FileInputStream
uses this native method to read bytes in a user supplied buffer. As we can see in the implementation, a user-space buffer is indeed allocated with length max(BUF_SIZE, supplied buffer length)
. This buffer is then passed to IO_Read
. I could not pull up the implementation of this method but I am pretty sure this is the standard C buffered reading. Why is FileInputStream
then said to be unbuffered? And what additional buffering is BufferedReader
using?
Edit: Benchmark comparing read times of a 100M file and its results:
Benchmark Mode Cnt Score Error Units
StreamIOBenchmark.bisMultiBytes avgt 30 27.640 ± 1.117 ms/op
StreamIOBenchmark.bisSingleBytes avgt 30 400.552 ± 26.921 ms/op
StreamIOBenchmark.fisMultiBytes avgt 30 25.231 ± 1.459 ms/op
StreamIOBenchmark.fisSingleBytes avgt 30 97991.213 ± 5620.685 ms/op
The real difference is while reading single bytes, as FIS will be making a new system call for each byte. Hoewver, When reading 8k bytes at once, both FIS (fisMultiBytes
) and BIS (bisMultiBytes
) perform pretty similarly.
Is
FileInputStream
really unbuffered?
Yes. Really.
I could not pull up the implementation of this method but I am pretty sure this is the standard C buffered reading.
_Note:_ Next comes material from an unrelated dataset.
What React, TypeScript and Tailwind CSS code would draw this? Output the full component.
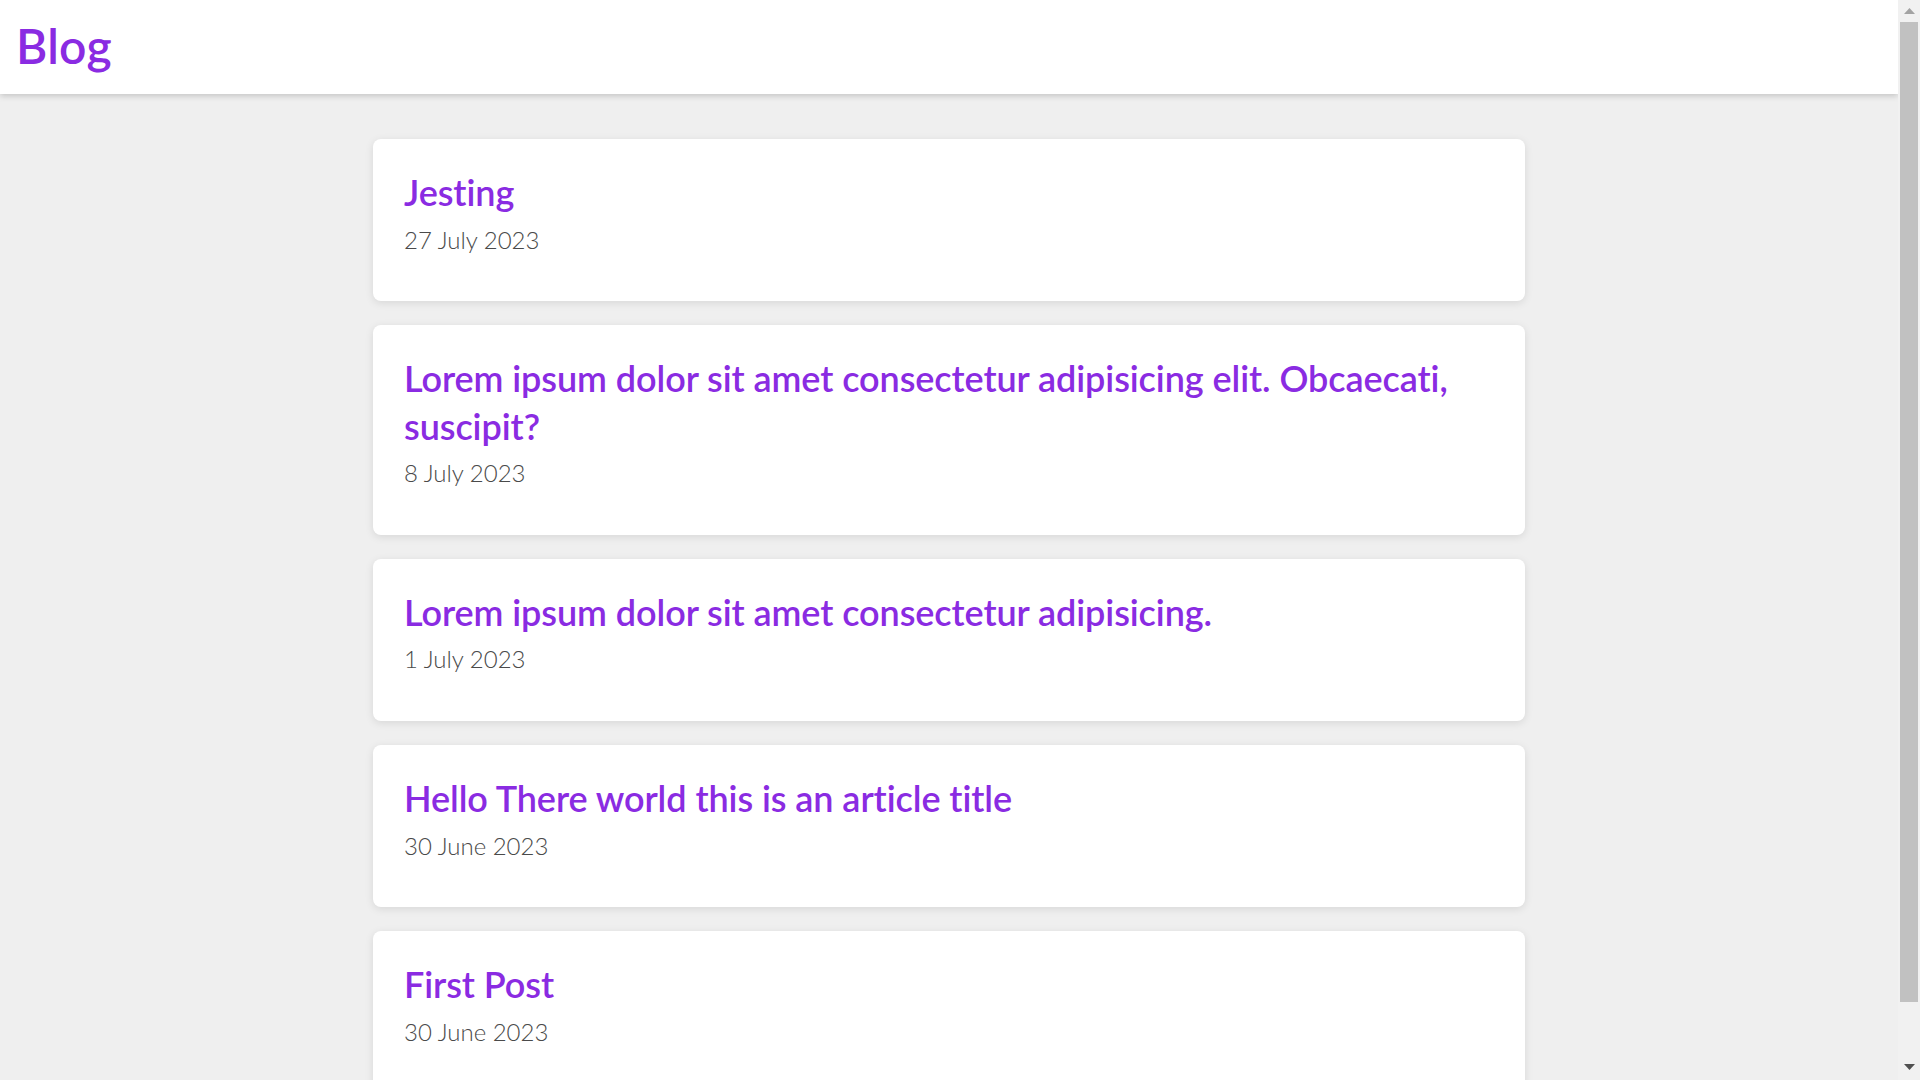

No it isn't. The native code is NOT using C buffered I/O. It is performing a read(2)
call into a temporary buffer. Then it copies the data from the temporary buffer to the caller supplied byte[]
.
In the Java 11u code I am looking at, the temporary buffer is either a small on-stack buffer or a larger native heap buffer that is malloc
'd and free
'd during the native
call.
The relative pathname in the OpenJDK Java 11u codebase is ./src/java.base/share/native/libjava/io_util.c
. Look for the readBytes
method. (This is called via a native entry point method in ./src/java.base/share/native/libjava/FileInputStream.c
)
The IO_Read
in io_utils.c
is a macro that aliases handleRead
which wraps the read(2)
call.
UPDATE
I just noticed that you had already found a link to the Java 8u version of io_util.c
. It behaves the same way as the 11u code that I described above. So maybe you just misread the C code you found?
Why is
FileInputStream
then said to be unbuffered?
It is "said to be" unbuffered because it really is unbuffered.
And what additional buffering is
BufferedReader
using?
You can see that by looking at the (Java) source code for BufferedReader
.
Hint: rather than making (incorrect) assumptions about how the JVM native code implementation works, download and read the OpenJDK source code. It is available for anyone with enough disk space (1.2GB) to download.